◆ GOAL ◆
Every line of the data that contains the string "React" must be copied.
━━━━━ RECORDED DATA ━━━━━
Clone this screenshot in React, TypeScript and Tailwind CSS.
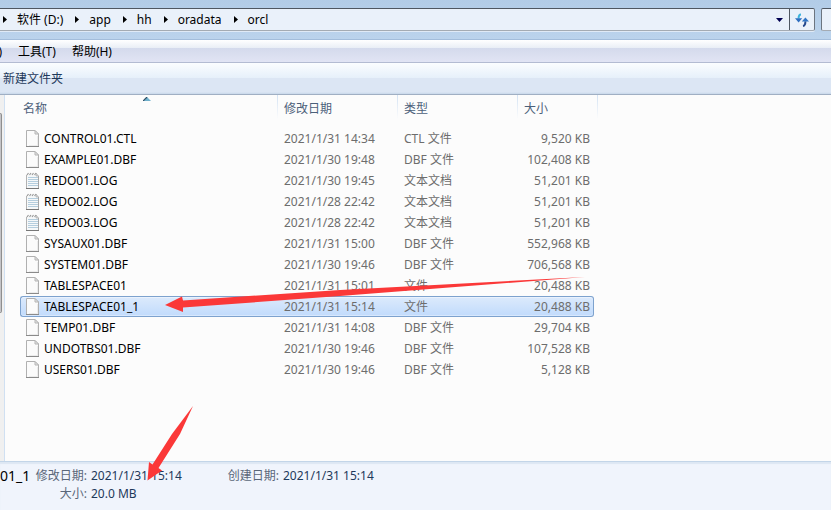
import React from "react";

type FileKind = "blank" | "text";

interface FileEntry {
  name: string;
  date: string;
  type: string;
  size: string;
  kind: FileKind;
  selected?: boolean;
}

const files: FileEntry[] = [
  { name: "CONTROL01.CTL", date: "2021/1/31 14:34", type: "CTL 文件", size: "9,520 KB", kind: "blank" },
  { name: "EXAMPLE01.DBF", date: "2021/1/30 19:48", type: "DBF 文件", size: "102,408 KB", kind: "blank" },
  { name: "REDO01.LOG", date: "2021/1/30 19:45", type: "文本文档", size: "51,201 KB", kind: "text" },
  { name: "REDO02.LOG", date: "2021/1/28 22:42", type: "文本文档", size: "51,201 KB", kind: "text" },
  { name: "REDO03.LOG", date: "2021/1/28 22:42", type: "文本文档", size: "51,201 KB", kind: "text" },
  { name: "SYSAUX01.DBF", date: "2021/1/31 15:00", type: "DBF 文件", size: "552,968 KB", kind: "blank" },
  { name: "SYSTEM01.DBF", date: "2021/1/30 19:46", type: "DBF 文件", size: "706,568 KB", kind: "blank" },
  { name: "TABLESPACE01", date: "2021/1/31 15:01", type: "文件", size: "20,488 KB", kind: "blank" },
  { name: "TABLESPACE01_1", date: "2021/1/31 15:14", type: "文件", size: "20,488 KB", kind: "blank", selected: true },
  { name: "TEMP01.DBF", date: "2021/1/31 14:08", type: "DBF 文件", size: "29,704 KB", kind: "blank" },
  { name: "UNDOTBS01.DBF", date: "2021/1/30 19:46", type: "DBF 文件", size: "107,528 KB", kind: "blank" },
  { name: "USERS01.DBF", date: "2021/1/30 19:46", type: "DBF 文件", size: "5,128 KB", kind: "blank" },
];

const crumbs = ["软件 (D:)", "app", "hh", "oradata", "orcl"];

function CrumbArrow() {
  return (
    <svg width="4" height="7" viewBox="0 0 4 7" className="shrink-0" aria-hidden="true">
      <path d="M0 0L4 3.5L0 7Z" fill="#000" />
    </svg>
  );
}

function RefreshIcon() {
  return (
    <svg width="16" height="16" viewBox="0 0 16 16" aria-hidden="true">
      <path d="M7 2.4C5.2 2.4 4.6 3.8 4.6 6.5" fill="none" stroke="#3cb4dc" strokeWidth="2" />
      <path d="M1 6.3H8.2L4.6 10.4Z" fill="#2f6fc0" />
      <path d="M9 13.9C10.9 13.6 11.4 12 11.4 9.2" fill="none" stroke="#24488c" strokeWidth="2" />
      <path d="M7.8 9.6H15L11.4 5.4Z" fill="#2f74c4" />
    </svg>
  );
}

function FileIcon({ kind }: { kind: FileKind }) {
  if (kind === "text") {
    return (
      <svg width="14" height="17" viewBox="0 0 14 17" className="shrink-0" aria-hidden="true">
        <path d="M1 2.5H13V16H1Z" fill="#f6f8f9" />
        <path d="M0.5 3V16" stroke="#b2b2b2" />
        <path d="M12.5 4V16" stroke="#a6a6a6" />
        <path d="M0 16.5H13" stroke="#777" />
        <path d="M2 5.5H12M2 7.5H12M2 9.5H12M2 11.5H12M2 13.5H12" stroke="#b5cede" />
        <path d="M1 3L2.5 1M3.5 3L5 1M6 3L7.5 1M8.5 3L10 1" stroke="#999" strokeWidth="1.2" />
        <path d="M10 1L12.5 4H10Z" fill="#ddd" stroke="#aaa" strokeWidth="0.7" />
      </svg>
    );
  }
  return (
    <svg width="14" height="17" viewBox="0 0 14 17" className="shrink-0" aria-hidden="true">
      <path d="M0.5 0.5H9L12.5 4V16.5H0.5Z" fill="#fbfbfb" stroke="#b0b0b0" />
      <path d="M9 0.5V4H12.5Z" fill="#e6e6e6" stroke="#b4b4b4" />
      <path d="M3 15.5H12M11.5 6V15" stroke="#ececec" />
      <path d="M0 16.5H13" stroke="#8a8a8a" />
    </svg>
  );
}

function AddressBar() {
  return (
    <div className="flex h-10 items-center gap-1.5 border-b border-[#a3bddb] bg-linear-to-b from-[#b2cce7] to-[#bbd3ec]">
      <div className="flex h-[23px] min-w-0 flex-1 items-stretch rounded-r-xs border border-l-0 border-[#6c7580] border-t-[#4f5761] border-b-[#a4abb3] bg-[#eaf1fa] shadow-[0_1px_0_#e0eaf6]">
        <nav aria-label="地址" className="flex min-w-0 flex-1 items-center gap-2.5 pl-[3px]">
          {crumbs.map((crumb) => (
            <React.Fragment key={crumb}>
              <CrumbArrow />
              <button type="button" className="mr-0.5 whitespace-nowrap">
                {crumb}
              </button>
            </React.Fragment>
          ))}
        </nav>
        <button type="button" aria-label="以前的位置" className="flex w-5 items-center justify-center">
          <svg width="7" height="4" viewBox="0 0 7 4" aria-hidden="true">
            <path d="M0 0H7L3.5 4Z" fill="#000050" />
          </svg>
        </button>
        <button
          type="button"
          aria-label="刷新"
          className="flex w-[25px] items-center justify-center border-l border-[#4f5761]"
        >
          <RefreshIcon />
        </button>
      </div>
      <input
        type="text"
        aria-label="搜索"
        className="h-[23px] w-2.5 shrink-0 rounded-l-xs border border-r-0 border-[#6c7580] border-t-[#4f5761] border-b-[#a4abb3] bg-[#eaf1fa] outline-none"
      />
    </div>
  );
}

function MenuBar() {
  return (
    <div className="flex h-[23px] items-center gap-4 overflow-hidden border-b border-[#b3bbd2] bg-[linear-gradient(to_bottom,#ffffff_0,#e9eef6_8px,#d4daec_8px,#e1e4f4_100%)] pt-0.5">
      <button type="button" aria-label="查看" className="-ml-0.5 w-1 text-right whitespace-nowrap">
        )
      </button>
      <button type="button" className="whitespace-nowrap">工具(T)</button>
      <button type="button" className="whitespace-nowrap">帮助(H)</button>
    </div>
  );
}

function Header({ label, sorted }: { label: string; sorted?: boolean }) {
  return (
    <button
      type="button"
      className={`relative flex h-[27px] w-full items-center text-left text-[#4c607a] ${sorted ? "pl-[3px]" : "pl-1.5"}`}
    >
      {label}
      {sorted && (
        <svg width="8" height="4" viewBox="0 0 8 4" className="absolute top-0.5 right-[127px]" aria-hidden="true">
          <path d="M4 0L8 4H0Z" fill="#6fb0cc" />
          <path d="M4 0L0 4" stroke="#2f4f66" strokeWidth="1.2" />
        </svg>
      )}
      <span className="absolute top-0 right-0 h-6 w-px bg-linear-to-b from-[#d3e2f3] to-transparent" />
    </button>
  );
}

function FileRow({ file }: { file: FileEntry }) {
  const cell = file.selected
    ? "border-y border-[#7da2ce] bg-linear-to-b from-[#dceafc] to-[#c1dbfc] p-0 shadow-[inset_0_1px_0_#eaf2fd,inset_0_-1px_0_#d8e8fd]"
    : "border-y border-transparent p-0";
  return (
    <tr className="h-[21px]" aria-selected={file.selected ? true : undefined}>
      <td className={`${cell} ${file.selected ? "rounded-l-[3px] border-l" : "border-l"}`}>
        <div className="flex items-center gap-1 pl-[5px] text-black">
          <FileIcon kind={file.kind} />
          <span>{file.name}</span>
        </div>
      </td>
      <td className={`${cell} pl-1.5`}>{file.date}</td>
      <td className={`${cell} pl-1.5`}>{file.type}</td>
      <td className={`${cell} ${file.selected ? "rounded-r-[3px] border-r" : "border-r"} text-right`}>
        <div className="pr-[3px]">{file.size}</div>
      </td>
    </tr>
  );
}

function FileTable() {
  return (
    <table className="ml-[15px] w-[578px] table-fixed border-separate border-spacing-0 text-[#6d6d6d]">
      <colgroup>
        <col className="w-[258px]" />
        <col className="w-[120px]" />
        <col className="w-[120px]" />
        <col className="w-[76px]" />
        <col className="w-1" />
      </colgroup>
      <thead>
        <tr>
          <th className="p-0 pb-1.5 font-normal" aria-sort="ascending">
            <Header label="名称" sorted />
          </th>
          <th className="p-0 pb-1.5 font-normal"><Header label="修改日期" /></th>
          <th className="p-0 pb-1.5 font-normal"><Header label="类型" /></th>
          <th className="p-0 pb-1.5 font-normal" colSpan={2}><Header label="大小" /></th>
        </tr>
      </thead>
      <tbody>
        {files.map((file) => (
          <FileRow key={file.name} file={file} />
        ))}
      </tbody>
    </table>
  );
}

function DetailsPane() {
  return (
    <footer className="flex h-[49px] items-start overflow-hidden border-t border-[#c3d5e8] bg-[#f0f4fc] pt-[5px] leading-[18px] whitespace-nowrap text-[#1e395b] shadow-[inset_0_2px_1px_#dde7f3]">
      <h2 className="w-[29px] shrink-0 text-sm leading-[18px] text-black">01_1</h2>
      <dl className="grid grid-cols-[58px_auto] gap-x-1">
        <dt className="text-right text-[#5a6779]">修改日期:</dt>
        <dd>2021/1/31 15:14</dd>
        <dt className="text-right text-[#5a6779]">大小:</dt>
        <dd>20.0 MB</dd>
      </dl>
      <dl className="ml-[46px] flex gap-1">
        <dt className="text-[#5a6779]">创建日期:</dt>
        <dd>2021/1/31 15:14</dd>
      </dl>
    </footer>
  );
}

export default function App() {
  return (
    <div className="relative flex min-h-screen flex-col overflow-hidden bg-[#fcfcfc] font-['Noto_Sans','Noto_Sans_CJK_SC',sans-serif] text-xs leading-4 text-black">
      <AddressBar />
      <MenuBar />
      <div className="flex h-8 items-center border-b border-[#a0afc3] bg-[linear-gradient(to_bottom,#fbfdff_0,#e6f0fa_15px,#dce6f4_15px,#dce6f4_29px,#c8d8ea_100%)] pl-[3px]">
        <button type="button" className="text-[#1e395b]">新建文件夹</button>
      </div>
      <main className="flex flex-1">
        <div className="w-1 shrink-0 bg-[#f0f0f0] pt-[18px]">
          <div className="h-[200px] w-0.5 rounded-r-xs border border-l-0 border-[#8f8f8f] bg-[#c4c4c8]" />
        </div>
        <div className="min-w-0 flex-1 border-l border-[#d0e0f2]">
          <FileTable />
        </div>
      </main>
      <DetailsPane />
      <svg
        width="831"
        height="510"
        viewBox="0 0 831 510"
        className="pointer-events-none absolute top-0 left-0"
        aria-hidden="true"
      >
        <path d="M165 305L182 296.5L183 300.5L340 290L585 277L340 296L183 307.5L183 312Z" fill="#fb3838" />
        <path d="M147.5 480.5L149 462L152.5 464.5L172 434L193 406L180 434L158.5 468L162 470.5Z" fill="#fb3838" />
      </svg>
    </div>
  );
}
━━━━━
◆ WRITTEN SOLUTION ◆
Clone this screenshot in React, TypeScript and Tailwind CSS.
import React from "react";
            <React.Fragment key={crumb}>
            </React.Fragment>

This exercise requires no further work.